Une réponse au défi du financement du Made in France
Pour apporter des financements aux industriels du Made in France, Crystal, gestionnaire de patrimoine et FFI, Forces françaises de l'industrie, se sont associés pour créer un fonds d'investissement. Bpifrance, la banque publique d'investissement apporte sa garantie.
C'est l'une des faiblesses souvent pointées de l'économie française. «La France est un grand pays d'épargne(...) Mais quasiment rien ne va dans nos entreprises, ETI et PME», explique Bruno Narchal, fondateur et président de Crystal, acteur majeur de la gestion de patrimoine en France (près de 22 milliards d'euros d'actifs conseillés).
Le 18 juin, à Bercy, il annonçait la création du fonds FFI Croissance, un FPCI, Fonds professionnel de capital investissement, aux côtés de représentants des FFI, Forces Françaises de l'Industrie. Ces dernières réunissent des industriels qui misent sur le Made in France (MIF) depuis 2019. «Ce fonds FFI Croissance va prendre des participations dans des entreprises dont le chiffre d'affaires se situe entre 2,5 et 20 millions d'euros de chiffre d'affaires, à thématique industrielle et qui ont déjà atteint un équilibre financier», a précisé Bruno Narchal, devant un auditoire de quelque 200 industriels et financiers.

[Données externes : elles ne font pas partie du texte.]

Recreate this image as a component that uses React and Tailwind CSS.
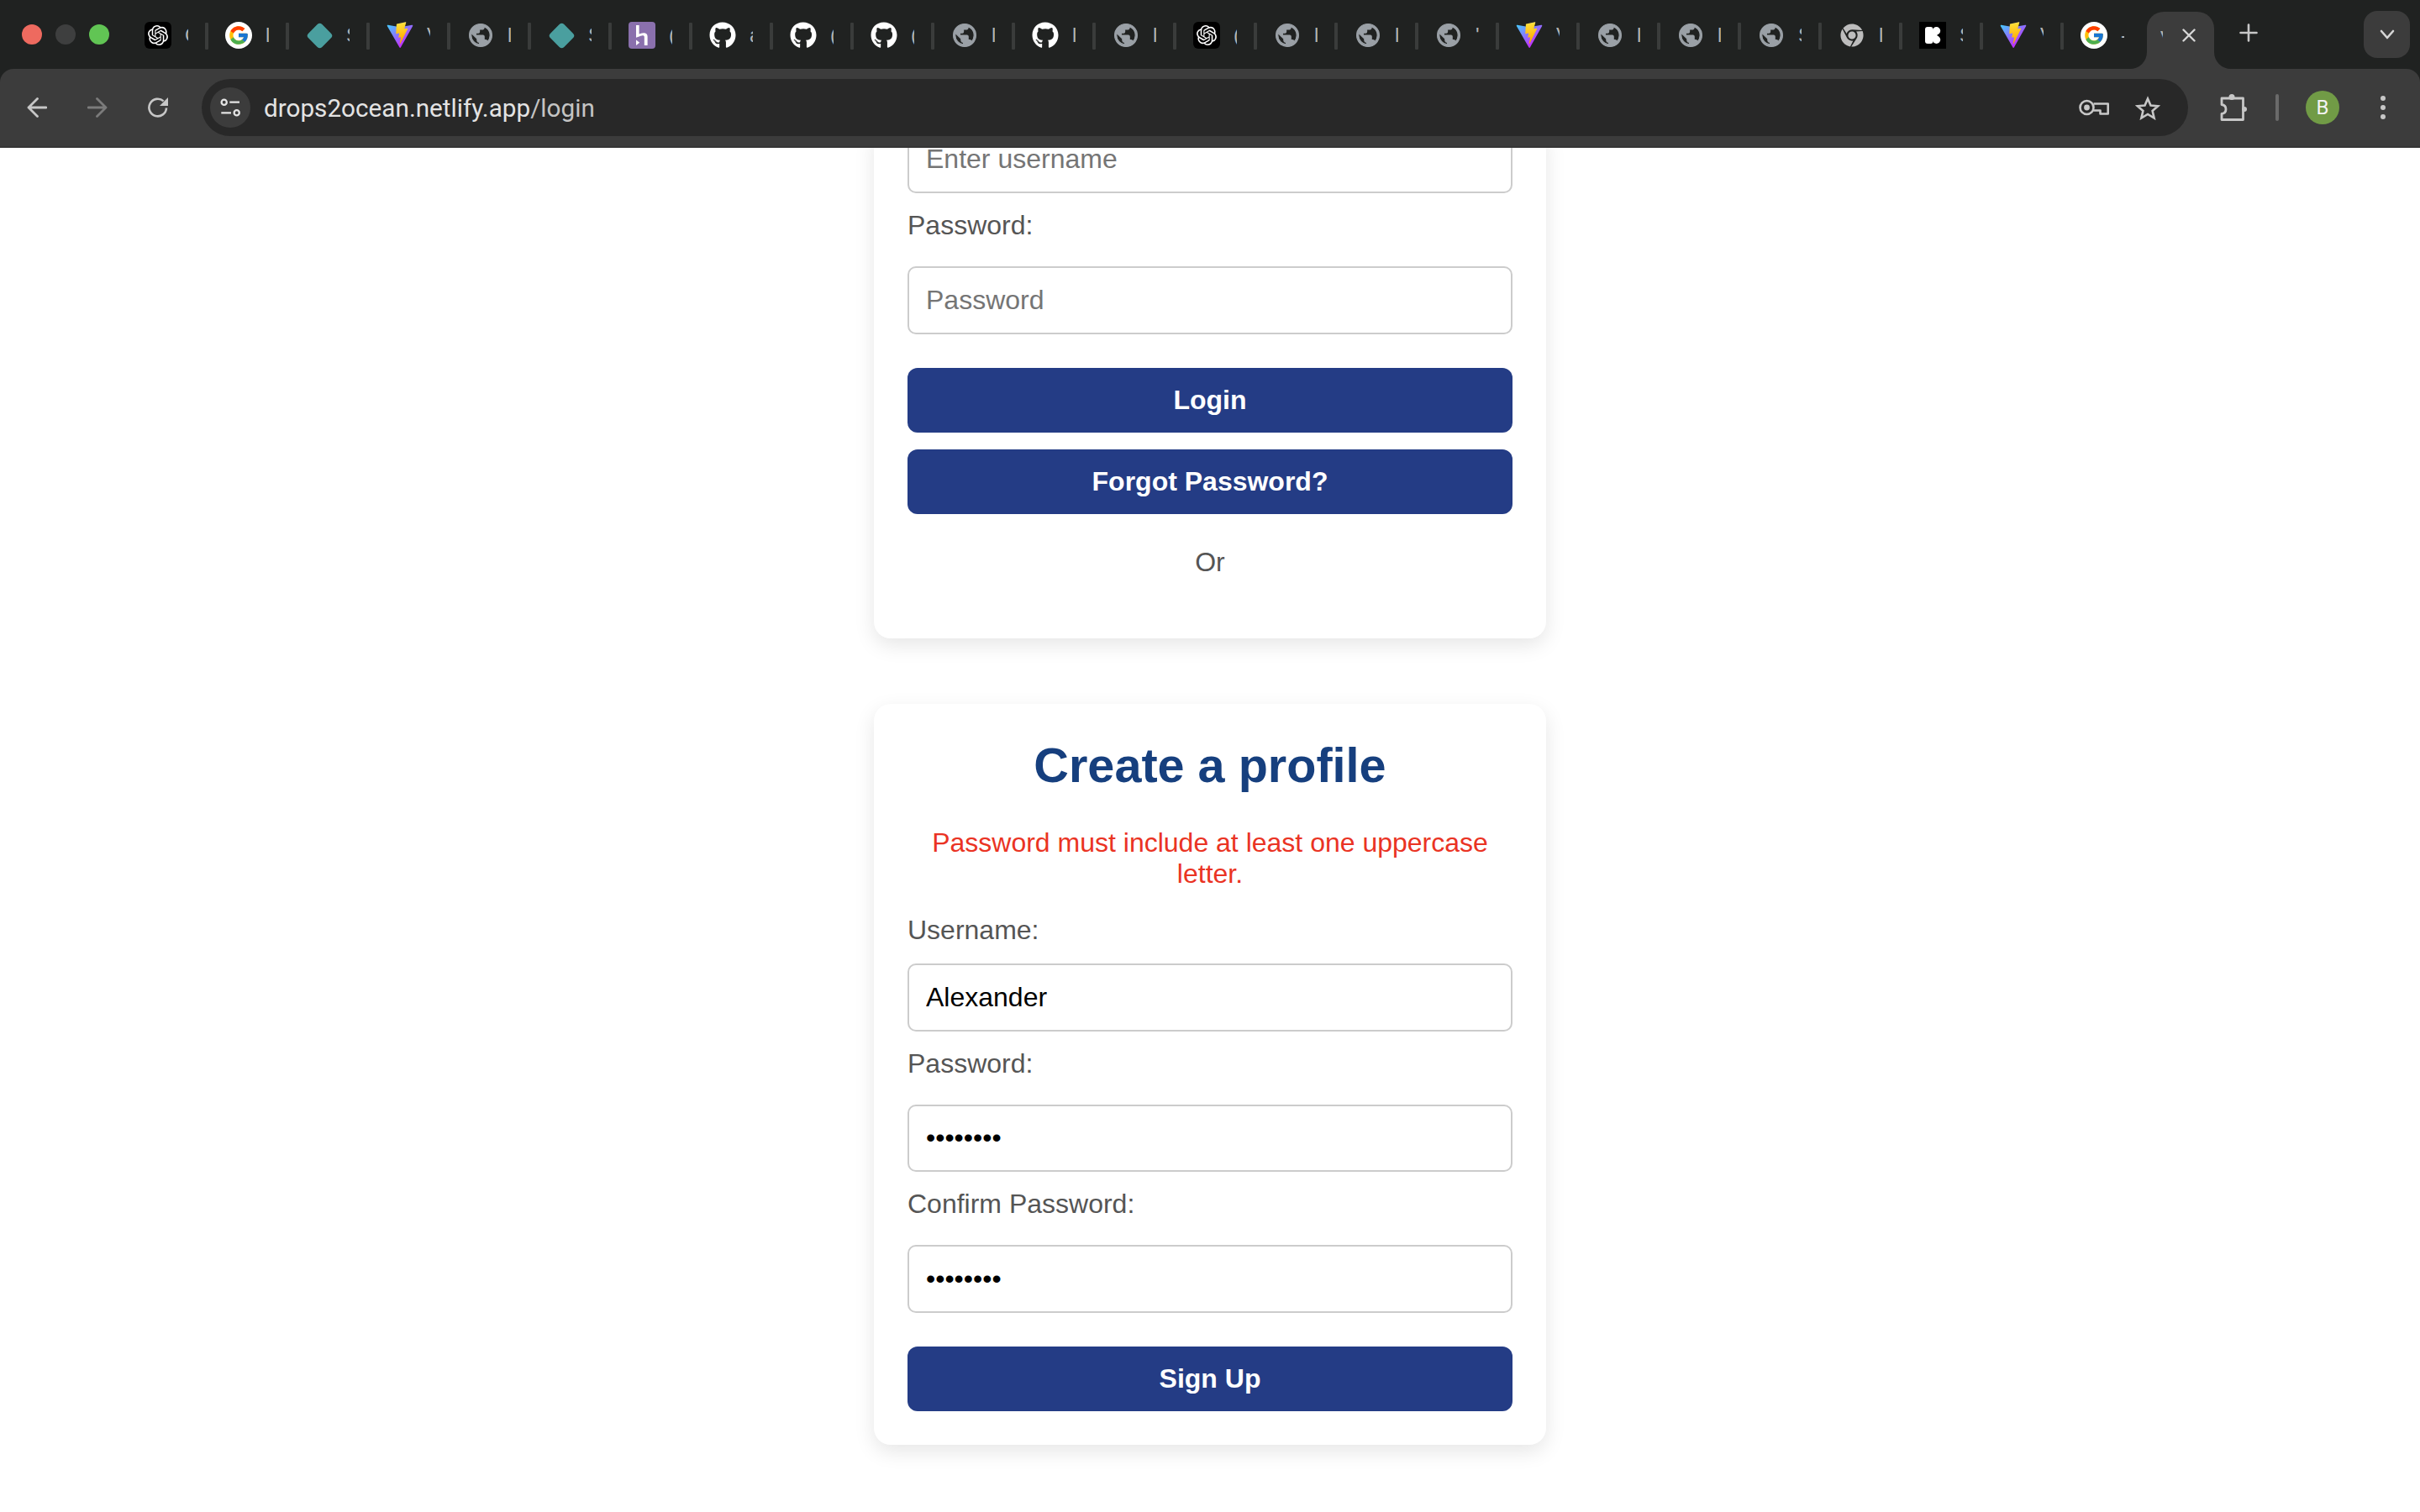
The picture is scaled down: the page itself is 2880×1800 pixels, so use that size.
import React from "react";
import { FaChrome, FaGithub } from "react-icons/fa";
import { FcGoogle } from "react-icons/fc";
import { SiOpenai } from "react-icons/si";

const tabs = [
  ["openai", "C"], ["google", "l"], ["diamond", "S"], ["vite", "V"], ["globe", "l"],
  ["diamond", "S"], ["heroku", "("], ["github", "a"], ["github", "("], ["github", "("],
  ["globe", "l"], ["github", "l"], ["globe", "l"], ["openai", "("], ["globe", "l"],
  ["globe", "l"], ["globe", "'"], ["vite", "V"], ["globe", "l"], ["globe", "l"],
  ["globe", "S"], ["chrome", "l"], ["kit", "S"], ["vite", "V"], ["google", "-"],
];

function ViteIcon({ id }) {
  return (
    <svg viewBox="0 0 410 404" className="h-8 w-8">
      <defs>
        <linearGradient id={`vite-a-${id}`} x1="6" y1="33" x2="235" y2="344" gradientUnits="userSpaceOnUse">
          <stop stopColor="#41D1FF" />
          <stop offset="1" stopColor="#BD34FE" />
        </linearGradient>
        <linearGradient id={`vite-b-${id}`} x1="194.65" y1="8.82" x2="236.08" y2="292.99" gradientUnits="userSpaceOnUse">
          <stop stopColor="#FFEA83" />
          <stop offset="0.083" stopColor="#FFDD35" />
          <stop offset="1" stopColor="#FFA800" />
        </linearGradient>
      </defs>
      <path fill={`url(#vite-a-${id})`} d="M399.641 59.5246L215.643 388.545C211.844 395.338 202.084 395.378 198.228 388.618L10.5817 59.5563C6.38087 52.1896 12.6802 43.2665 21.0281 44.7586L205.223 77.6824C206.398 77.8924 207.601 77.8904 208.776 77.6763L389.119 44.8058C397.439 43.2894 403.768 52.1434 399.641 59.5246Z" />
      <path fill={`url(#vite-b-${id})`} d="M292.965 1.5744L156.801 28.2552C154.563 28.6937 152.906 30.5903 152.771 32.8664L144.395 174.33C144.198 177.662 147.258 180.248 150.51 179.498L188.42 170.749C191.967 169.931 195.172 173.055 194.443 176.622L183.18 231.775C182.422 235.487 185.907 238.661 189.532 237.56L212.947 230.446C216.577 229.344 220.065 232.527 219.297 236.242L201.398 322.875C200.278 328.294 207.486 331.249 210.492 326.603L212.5 323.5L323.454 102.072C325.312 98.3645 322.108 94.137 318.036 94.9228L279.014 102.454C275.347 103.161 272.227 99.746 273.262 96.1583L298.731 7.86689C299.767 4.27314 296.636 0.855181 292.965 1.5744Z" />
    </svg>
  );
}

function Favicon({ type, id }) {
  if (type === "openai") {
    return (
      <div className="flex h-8 w-8 items-center justify-center rounded-[6px] bg-black">
        <SiOpenai className="h-6 w-6 text-white" />
      </div>
    );
  }
  if (type === "google") {
    return (
      <div className="flex h-8 w-8 items-center justify-center rounded-full bg-white">
        <FcGoogle className="h-[26px] w-[26px]" />
      </div>
    );
  }
  if (type === "diamond") {
    return (
      <div className="flex h-8 w-8 items-center justify-center">
        <div className="h-[23px] w-[23px] rotate-45 rounded-[4px] bg-[#4a9f9f]" />
      </div>
    );
  }
  if (type === "vite") return <ViteIcon id={id} />;
  if (type === "github") {
    return (
      <div className="flex h-8 w-8 items-center justify-center">
        <FaGithub className="h-8 w-8 text-white" />
      </div>
    );
  }
  if (type === "chrome") {
    return (
      <div className="flex h-8 w-8 items-center justify-center">
        <FaChrome className="h-7 w-7 text-[#bdbdbd]" />
      </div>
    );
  }
  if (type === "heroku") {
    return (
      <svg viewBox="0 0 32 32" className="h-8 w-8">
        <rect width="32" height="32" rx="4" fill="#8a70ad" />
        <path d="M9 4h3.6v10.5c3.4-1.3 10-2.8 10 3.2V28h-3.8V18c0-2.4-3-1.8-6.2-.6L9 18.8z" fill="#fff" />
        <path d="M9 28v-6.5l4.2 3.2z" fill="#fff" />
      </svg>
    );
  }
  if (type === "kit") {
    return (
      <svg viewBox="0 0 32 32" className="h-8 w-8">
        <rect width="32" height="32" fill="#000" />
        <rect x="7" y="6" width="9.5" height="20" rx="3" fill="#fff" />
        <circle cx="20.5" cy="10.7" r="4.7" fill="#fff" />
        <circle cx="20.5" cy="21.3" r="4.7" fill="#fff" />
        <rect x="15" y="11" width="6.5" height="10" fill="#fff" />
      </svg>
    );
  }
  return (
    <div className="flex h-8 w-8 items-center justify-center">
      <svg viewBox="2 2 20 20" className="h-7 w-7" fill="#9aa0a6" stroke="#9aa0a6" strokeWidth="0.8">
        <path d="M12 2.4C6.7 2.4 2.4 6.7 2.4 12s4.3 9.6 9.6 9.6 9.6-4.3 9.6-9.6S17.3 2.4 12 2.4zm-1 17.53c-3.95-.49-7-3.85-7-7.93 0-.62.08-1.21.21-1.79L9 15v1c0 1.1.9 2 2 2v1.93zm6.9-2.54c-.26-.81-1-1.39-1.9-1.39h-1v-3c0-.55-.45-1-1-1H8v-2h2c.55 0 1-.45 1-1V7h2c1.1 0 2-.9 2-2v-.41c2.93 1.19 5 4.06 5 7.41 0 2.08-.8 3.97-2.1 5.39z" />
      </svg>
    </div>
  );
}

function Tab({ type, letter, index }) {
  return (
    <div className="mt-[2px] flex h-8 w-[96px] shrink-0 items-center">
      {/* first tab has no divider in front of it */}
      <div className={index === 0 ? "h-8 w-1" : "mt-px h-8 w-1 rounded-[1px] bg-[#3a3c3b]"} />
      <div className="ml-5 shrink-0">
        <Favicon type={type} id={index} />
      </div>
      <span className="ml-4 w-1 overflow-hidden text-[24px] leading-8 text-[#b5b5b5]">{letter}</span>
    </div>
  );
}

function TabStrip() {
  return (
    <div className="flex h-[82px] shrink-0 items-center">
      <div className="flex w-[148px] shrink-0 items-center gap-4 pl-[26px]">
        <div className="h-6 w-6 rounded-full bg-[#ee6a5f]" />
        <div className="h-6 w-6 rounded-full bg-[#3e3f3f]" />
        <div className="h-6 w-6 rounded-full bg-[#61c554]" />
      </div>
      {tabs.map(([type, letter], i) => (
        <Tab key={i} type={type} letter={letter} index={i} />
      ))}
      <div className="relative ml-[7px] flex h-[68px] w-[80px] shrink-0 items-start self-end rounded-t-[20px] bg-[#3c3c3c] pt-[20px]">
        <svg viewBox="0 0 20 20" className="absolute bottom-0 -left-5 h-5 w-5" fill="#3c3c3c">
          <path d="M0 20A20 20 0 0 0 20 0V20Z" />
        </svg>
        <svg viewBox="0 0 20 20" className="absolute -right-5 bottom-0 h-5 w-5" fill="#3c3c3c">
          <path d="M20 20A20 20 0 0 1 0 0V20Z" />
        </svg>
        <span className="ml-4 w-[3px] overflow-hidden text-[24px] leading-6 text-[#b5b5b5]">V</span>
        <svg viewBox="0 0 16 16" className="ml-[23px] h-4 w-4" stroke="#d6d6d6" strokeWidth="2.4" strokeLinecap="round">
          <path d="M1.5 1.5l13 13M14.5 1.5l-13 13" />
        </svg>
      </div>
      <svg viewBox="0 0 22 22" className="mb-[4px] ml-[30px] h-[22px] w-[22px]" stroke="#c7c7c7" strokeWidth="2.6" strokeLinecap="round">
        <path d="M11 1.5v19M1.5 11h19" />
      </svg>
      <div className="mr-3 ml-auto flex h-14 w-[55px] shrink-0 items-center justify-center rounded-[16px] bg-[#3c3c3c]">
        <svg viewBox="0 0 18 12" className="h-3 w-[18px]" fill="none" stroke="#d6d6d6" strokeWidth="2.6" strokeLinecap="round" strokeLinejoin="round">
          <path d="M2 2l7 8 7-8" />
        </svg>
      </div>
    </div>
  );
}

function Toolbar() {
  return (
    <div className="flex h-[94px] shrink-0 items-center rounded-t-[16px] border-b-2 border-[#363636] bg-[#3c3c3c] pr-[41px] pl-8">
      <svg viewBox="0 0 24 24" className="h-6 w-6" fill="none" stroke="#c7c7c7" strokeWidth="2.8" strokeLinecap="round" strokeLinejoin="round">
        <path d="M23 12H2M12.5 1.5L2 12l10.5 10.5" />
      </svg>
      <svg viewBox="0 0 24 24" className="ml-12 h-6 w-6" fill="none" stroke="#7b7b7b" strokeWidth="2.8" strokeLinecap="round" strokeLinejoin="round">
        <path d="M1 12h21M11.5 1.5L22 12 11.5 22.5" />
      </svg>
      <svg viewBox="0 0 24 24" className="ml-12 h-6 w-6" fill="none" stroke="#c7c7c7" strokeWidth="2.6">
        <path d="M22 12.5A10.3 10.3 0 1 1 18.6 4.4" />
        <path d="M24 0v10H14z" fill="#c7c7c7" stroke="none" />
      </svg>
      <div className="ml-10 flex h-[68px] flex-1 items-center rounded-full bg-[#282828] pr-[33px] pl-[10px]">
        <div className="flex h-12 w-12 items-center justify-center rounded-full bg-[#3c3c3c]">
          <svg viewBox="0 0 24 24" className="h-6 w-6" fill="none" stroke="#e3e3e3" strokeWidth="2.3">
            <circle cx="4.7" cy="5.7" r="3.1" />
            <path d="M11.3 5.7H23M1.3 18.3H13" />
            <circle cx="19.7" cy="18.3" r="3.1" />
          </svg>
        </div>
        <span className="mt-[2px] ml-4 font-['Roboto',sans-serif] text-[29.7px] text-[#e3e3e3]">
          drops2ocean.netlify.app<span className="text-[#c4c4c4]">/login</span>
        </span>
        <svg viewBox="0 0 36 20" className="ml-auto h-5 w-9" fill="none" stroke="#c7c7c7" strokeWidth="2.6" strokeLinejoin="round">
          <circle cx="9.5" cy="10" r="8" />
          <circle cx="9.5" cy="10" r="3.4" fill="#c7c7c7" stroke="none" />
          <path d="M17.5 5.5H34.7V17.5H25.5V13.5H17.5" />
        </svg>
        <svg viewBox="0 0 30 29" className="ml-[31px] h-[29px] w-[30px]" fill="none" stroke="#c7c7c7" strokeWidth="2.6">
          <path d="M15 3.5L18.5 11.5 27.2 12.3 20.6 18 22.6 26.5 15 22 7.4 26.5 9.4 18 2.8 12.3 11.5 11.5Z" />
        </svg>
      </div>
      <svg viewBox="0 0 32 32" className="ml-[38px] h-8 w-8" fill="none" stroke="#c7c7c7" strokeWidth="2.8" strokeLinejoin="round">
        <path d="M2 5H27.5V30.5H2V23.5C5.5 23 7 21 7 18S5.5 13 2 12.5Z" />
        <circle cx="14" cy="3.5" r="3.5" fill="#c7c7c7" stroke="none" />
        <circle cx="29" cy="18" r="3" fill="#c7c7c7" stroke="none" />
      </svg>
      <div className="ml-[34px] h-8 w-1 rounded-sm bg-[#6a6a6a]" />
      <div className="ml-8 flex h-10 w-10 items-center justify-center rounded-full bg-[#719b46] font-['Roboto',sans-serif] text-[24px] text-[#f3f3f3]">
        B
      </div>
      <div className="ml-[49px] flex w-1.5 flex-col gap-[5px]">
        <div className="h-1.5 w-1.5 rounded-full bg-[#c7c7c7]" />
        <div className="h-1.5 w-1.5 rounded-full bg-[#c7c7c7]" />
        <div className="h-1.5 w-1.5 rounded-full bg-[#c7c7c7]" />
      </div>
    </div>
  );
}

function Field({ label, labelClass, ...props }) {
  return (
    <>
      {label && <label className={`block text-[32px] leading-[37px] text-[#555] ${labelClass}`}>{label}</label>}
      <input
        readOnly
        {...props}
        className="block h-[80.5px] w-full rounded-[10px] border-2 border-[#ccc] bg-white px-5 text-[32px] text-black placeholder:text-[#757575]"
      />
    </>
  );
}

function PrimaryButton({ className, children }) {
  return (
    <button className={`block h-[77px] w-full rounded-[12px] bg-[#243c85] text-[32px] font-bold text-white ${className}`}>
      {children}
    </button>
  );
}

const card = "w-[800px] shrink-0 rounded-[20px] bg-white px-10 shadow-[0_8px_24px_rgba(0,0,0,0.1)]";
const passwordLabel = "mt-5 mb-[30px]";

export default function App() {
  return (
    <div className="flex h-screen flex-col overflow-hidden bg-[#202221] font-['Liberation_Sans',Arial,sans-serif]">
      <TabStrip />
      <Toolbar />
      <main className="flex min-h-0 flex-1 flex-col items-center overflow-hidden bg-white">
        <div className={`${card} -mt-[26.5px] pb-[72px]`}>
          <Field type="text" placeholder="Enter username" />
          <Field type="password" label="Password:" labelClass={passwordLabel} placeholder="Password" />
          <PrimaryButton className="mt-10">Login</PrimaryButton>
          <PrimaryButton className="mt-5">Forgot Password?</PrimaryButton>
          <p className="mt-[39px] text-center text-[32px] leading-[37px] text-[#555]">Or</p>
        </div>

        <div className={`${card} mt-[78.5px] pt-10 pb-10`}>
          <h2 className="text-center text-[57.6px] leading-[67px] font-bold text-[#163f7e]">Create a profile</h2>
          <p className="mt-10 text-center text-[32px] leading-[37px] text-[#ea3323]">
            Password must include at least one uppercase letter.
          </p>
          <Field type="text" label="Username:" labelClass="mt-[30px] mb-[21px]" value="Alexander" />
          <Field type="password" label="Password:" labelClass={passwordLabel} value="password" />
          <Field type="password" label="Confirm Password:" labelClass={passwordLabel} value="password" />
          <PrimaryButton className="mt-10">Sign Up</PrimaryButton>
        </div>
      </main>
    </div>
  );
}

Crystal prévoit de recueillir 50 millions d'euros sur les douze mois qui viennent pour nourrir ce nouveau fonds. «Il nous fallait un vrai professionnel de la finance pour passer à une échelle supérieure», commente Laurent Moisson, l’un des fondateurs de FFI qui mobilisaient déjà leur réseau pour réaliser des investissements dans des entreprises industrielles.
À présent, les FFI participeront à l'identification des entreprises potentiellement concernées par le fonds distribué par Crystal et au comité de sélection. Le fabricant de jeans 1083, l'une des entreprises iconiques du MIF, sera-t-elle parmi les premières à bénéficier de ces investissements ? «Nous avons des fonds d'investissements classiques qui veulent miser sur nous : ils parient sur la valeur que va prendre l'entreprise, et non sur la richesse que nous allons créer ; cela ne nous intéresse pas», est venu témoigner Thomas Huriez fondateur de la marque il y a 11 ans.
Un capital patient pour des projets de long terme
Aujourd'hui, son entreprise a franchi la barre des 12 millions d’euros de chiffre d'affaires. Pour Thomas Huriez, nul doute n'est permis : avec un marché français de 67 millions de jeans par an dont moins de 1% sont MIF, «le potentiel est énorme».
Mais pour ses projets d'avenir, il a besoin d'un capital patient : il souhaite implanter des petites usines dans les territoires, à la fois lieux de fabrication et d’inspiration pour la clientèle locale. «Nous n'avons pas les moyens de raconter nos histoires par la publicité. Nous sommes notre meilleur média et cela engendre un modèle de développement différent. Si nous réalisons une très grosse usine dans la Drôme avec 500 salariés, nous aurons deux problèmes : nous allons épuiser le bassin d'emplois. Et nous allons engager peu de consommateurs vu que seuls les habitants de la région se sentiront concernés», explique Thomas Huriez.
Côté investisseurs, le fonds FFI Croissance sera proposé à une «clientèle avertie», précise Bruno Narchal. Il s'agit d'investissements à long terme à hauteur de 100 000 euros. Leur risque en capital est limité par la garantie apportée par Bpifrance, la banque publique d'investissement : 70% de la somme investie durant les trois premières années, puis 50%. Autre caractéristique de ce dispositif : il est éligible au dispositif de réinvestissement dans le cadre d'une cession d'entreprise, avec une exonération des plus-values sur le long terme. «Je serai ravi d'être le premier souscripteur», a déclaré Philippe Rivière, lors de la présentation du fonds. Cet entrepreneur a fondé, il y a cinq ans, le groupe industriel ACI Groupe, qui réalise aujourd'hui 200 millions d'euros de chiffre d'affaires. Il est déjà engagé dans le financement de petites entreprises.